Support for independent and third-party presidential candidates in Georgia has dropped since June as the state’s Democrats and Republicans battled to tip the scales in the tightened race between former President Donald Trump and Vice President Kamala Harris, according to The Atlanta Journal-Constitution’s latest poll released Wednesday.
The bottom four candidates on Georgia’s ballot are struggling to shore up support among likely voters. Libertarian Chase Oliver, The Green Party’s Jill Stein, independent Cornel West and Claudia De la Cruz, the Party of Socialism and Liberation’s nominee, collectively polled below 1%, according to the AJC poll.
Support for long-shot candidates fell from more than 10% in the AJC’s June poll to below 1% since independent Robert F. Kennedy Jr. ended his campaign last month to back Trump.
“Very few people, especially since RFK pulled out, want to go third party or independent,” said Kerwin Swint, a political science professor at Kennesaw State University.
The latest Georgia numbers show Trump and Harris neck-and-neck at 47% and 44% support, respectively; there is a 3.1% margin of error. Swint credits part of this to the “very divided and very polarized” electorate.
“It’s an unusual year where people have seemed to have pretty much made up their minds among the two major party candidates,” Swint said.
But for those still backing minor candidates, it could be that they “can’t stomach voting for Trump or Harris, and they’re either not going to vote at all or they’ve decided they are going to vote for someone like Cornel West,” he said.
Independent and third-party supporters know their candidates are unlikely to make a dent on Election Day, and it’s unclear whether ballots cast for West or De la Cruz will count at all, as Democrat-backed ballot access challenges have made their way up to the Supreme Court of Georgia for oral arguments next week.
Two Fulton County Superior Court judges handed down rulings last week reversing Secretary of State Brad Raffensperger, who last month decided West and De la Cruz could be on the ballot.
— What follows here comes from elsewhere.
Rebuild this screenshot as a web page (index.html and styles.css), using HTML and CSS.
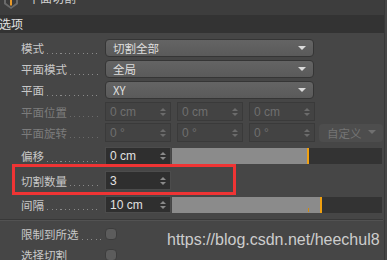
FILE: index.html
```html
<!DOCTYPE html>
<html>
<head>
<meta charset="utf-8">
<link rel="stylesheet" href="styles.css">
</head>
<body>
<div class="panel">
  <div class="titlebar">
    <svg class="ico" width="16" height="10" viewBox="0 0 16 10"><path d="M1 0 L1 4 L8 9 L15 4 L15 0 Z" fill="#6a6a6a"/><path d="M3 0 L3 3 L8 7 L13 3 L13 0 Z" fill="#3a3a3a"/><path d="M7 0 L7 5 L8 6 L9 5 L9 0 Z" fill="#e89a2a"/></svg>
    <span class="title">平面切割</span>
  </div>
  <div class="section">选项</div>
  <div class="rows">
    <div class="row r-sel"><span class="label">模式</span><div class="select"><span>切割全部</span><i class="arrow"></i></div></div>
    <div class="row r-sel"><span class="label">平面模式</span><div class="select"><span>全局</span><i class="arrow"></i></div></div>
    <div class="row r-sel"><span class="label">平面</span><div class="select"><span>XY</span><i class="arrow"></i></div></div>
    <div class="row r-pos"><span class="label dim">平面位置</span>
      <div class="num"><span>0 cm</span><i class="spin"></i></div>
      <div class="num"><span>0 cm</span><i class="spin"></i></div>
      <div class="num"><span>0 cm</span><i class="spin"></i></div>
    </div>
    <div class="row r-rot"><span class="label dim">平面旋转</span>
      <div class="num"><span>0 °</span><i class="spin"></i></div>
      <div class="num"><span>0 °</span><i class="spin"></i></div>
      <div class="num"><span>0 °</span><i class="spin"></i></div>
      <div class="btn"><span>自定义</span><i class="arrow"></i></div>
    </div>
    <div class="row r-off"><span class="label">偏移</span>
      <div class="num on"><span>0 cm</span><i class="spin"></i></div>
      <div class="slider"><div class="fill" style="width:135px"></div><div class="mark"></div></div>
    </div>
    <div class="row r-cnt"><span class="label">切割数量</span>
      <div class="num on"><span>3</span><i class="spin"></i></div>
    </div>
    <div class="row r-gap"><span class="label">间隔</span>
      <div class="num on"><span>10 cm</span><i class="spin"></i></div>
      <div class="slider"><div class="fill" style="width:148px"></div><div class="mark"></div><div class="tick"></div></div>
    </div>
  </div>
  <div class="sep"></div>
  <div class="checks">
    <div class="row r-chk"><span class="label">限制到所选</span><i class="check"></i></div>
    <div class="row r-chk"><span class="label">选择切割</span><i class="check"></i></div>
  </div>
</div>
<div class="redbox"></div>
<div class="watermark">https://blog.csdn.net/heechul8</div>
</body>
</html>
```
FILE: styles.css
```css
html, body {
  margin: 0;
  padding: 0;
}
body {
  width: 387px;
  height: 260px;
  overflow: hidden;
  position: relative;
  background: #464646;
  font-family: "Noto Sans CJK SC", "Liberation Sans", sans-serif;
}
.panel {
  width: 384px;
  height: 260px;
  border-right: 1px solid #383838;
}
.titlebar {
  height: 15px;
  background: #3d3d3d;
  position: relative;
  overflow: hidden;
}
.ico {
  position: absolute;
  left: 3px;
  top: 0;
}
.title {
  position: absolute;
  left: 28px;
  top: -10px;
  font-size: 12px;
  line-height: 16px;
  color: #cfcfcf;
}
.section {
  height: 18px;
  line-height: 18px;
  background: #333333;
  color: #e2e2e2;
  font-size: 12px;
  padding-left: 0;
  text-indent: -1px;
}
.rows {
  padding: 6px 0 0 21px;
}
.row {
  display: flex;
  align-items: center;
}
.r-sel { height: 18px; margin-bottom: 3px; }
.r-pos { height: 19px; margin-bottom: 2px; }
.r-rot { height: 19px; margin-bottom: 5px; }
.r-off { height: 18px; margin-bottom: 6px; }
.r-cnt { height: 19px; margin-bottom: 6px; }
.r-gap { height: 17px; }
.label {
  width: 84px;
  flex: none;
  display: flex;
  align-items: center;
  font-size: 11.5px;
  line-height: 14px;
  color: #c8c8c8;
  white-space: nowrap;
}
.label.dim {
  color: #7c7c7c;
}
.label::after {
  content: "";
  flex: 1;
  height: 1px;
  margin: 10px 4px 0 3px;
  background: repeating-linear-gradient(to right, #8a8a8a 0 1px, transparent 1px 4.5px);
}
.label.dim::after {
  background: repeating-linear-gradient(to right, #6a6a6a 0 1px, transparent 1px 4.5px);
}
.select {
  position: relative;
  width: 209px;
  height: 18px;
  box-sizing: border-box;
  border: 1px solid #353535;
  border-radius: 4px;
  background: linear-gradient(#646464, #5a5a5a);
  color: #dedede;
  font-size: 11.5px;
  line-height: 16px;
  padding-left: 7px;
}
.arrow {
  position: absolute;
  right: 7px;
  top: 6px;
  width: 0;
  height: 0;
  border-left: 4px solid transparent;
  border-right: 4px solid transparent;
  border-top: 4px solid #dadada;
}
.num {
  position: relative;
  width: 66px;
  height: 100%;
  box-sizing: border-box;
  border: 1px solid #3a3a3a;
  background: #434343;
  color: #6f6f6f;
  font-family: "Liberation Sans", sans-serif;
  font-size: 12px;
  display: flex;
  align-items: center;
  padding-left: 4px;
  margin-right: 6px;
  flex: none;
}
.num.on {
  background: #2f2f2f;
  border-color: #4c4c4c;
  color: #e2e2e2;
  margin-right: 1px;
}
.spin {
  position: absolute;
  right: 4px;
  top: 50%;
  margin-top: -4px;
  width: 6px;
  height: 8px;
}
.spin::before, .spin::after {
  content: "";
  position: absolute;
  left: 0;
  border-left: 3px solid transparent;
  border-right: 3px solid transparent;
}
.spin::before {
  top: 0;
  border-bottom: 3px solid #6c6c6c;
}
.spin::after {
  bottom: 0;
  border-top: 3px solid #6c6c6c;
}
.num.on .spin::before { border-bottom-color: #8a8a8a; }
.num.on .spin::after { border-top-color: #8a8a8a; }
.btn {
  position: relative;
  width: 64px;
  height: 18px;
  margin-left: -2px;
  box-sizing: border-box;
  border-radius: 4px;
  background: #4d4d4d;
  color: #747474;
  font-size: 11.5px;
  line-height: 18px;
  padding-left: 8px;
}
.btn .arrow {
  border-top-color: #707070;
}
.slider {
  position: relative;
  width: 210px;
  height: 16px;
  background: #333333;
  display: flex;
}
.fill {
  height: 100%;
  background: #8b8b8b;
}
.mark {
  width: 2px;
  height: 100%;
  background: #f0a010;
}
.tick {
  position: absolute;
  left: 136px;
  bottom: 1px;
  width: 1px;
  height: 4px;
  background: #d08a10;
}
.sep {
  margin-top: 6px;
  width: 383px;
  height: 1px;
  background: #383838;
  border-bottom: 1px solid #525252;
}
.checks {
  padding: 6px 0 0 21px;
}
.r-chk {
  height: 14px;
  margin-bottom: 7px;
}
.check {
  width: 12px;
  height: 12px;
  box-sizing: border-box;
  border-radius: 4px;
  background: #5c5c5c;
  border: 1px solid #3c3c3c;
}
.redbox {
  position: absolute;
  left: 12px;
  top: 164px;
  width: 224px;
  height: 31px;
  box-sizing: border-box;
  border: 3px solid #ef3434;
}
.watermark {
  position: absolute;
  left: 167px;
  top: 231px;
  font-family: "Liberation Sans", sans-serif;
  font-size: 16px;
  color: #cdcdcd;
  white-space: nowrap;
}
```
But the state’s highest court stayed that ruling over the weekend. That temporarily requalified the candidates two days before absentee ballots for military and overseas voters were mailed.
In this year’s tight race between Harris and Trump, voters that make up less than the poll’s margin of error could make the difference in states like Georgia. Democrats are seeking to bar minor candidates so they don’t potentially take votes away from Harris.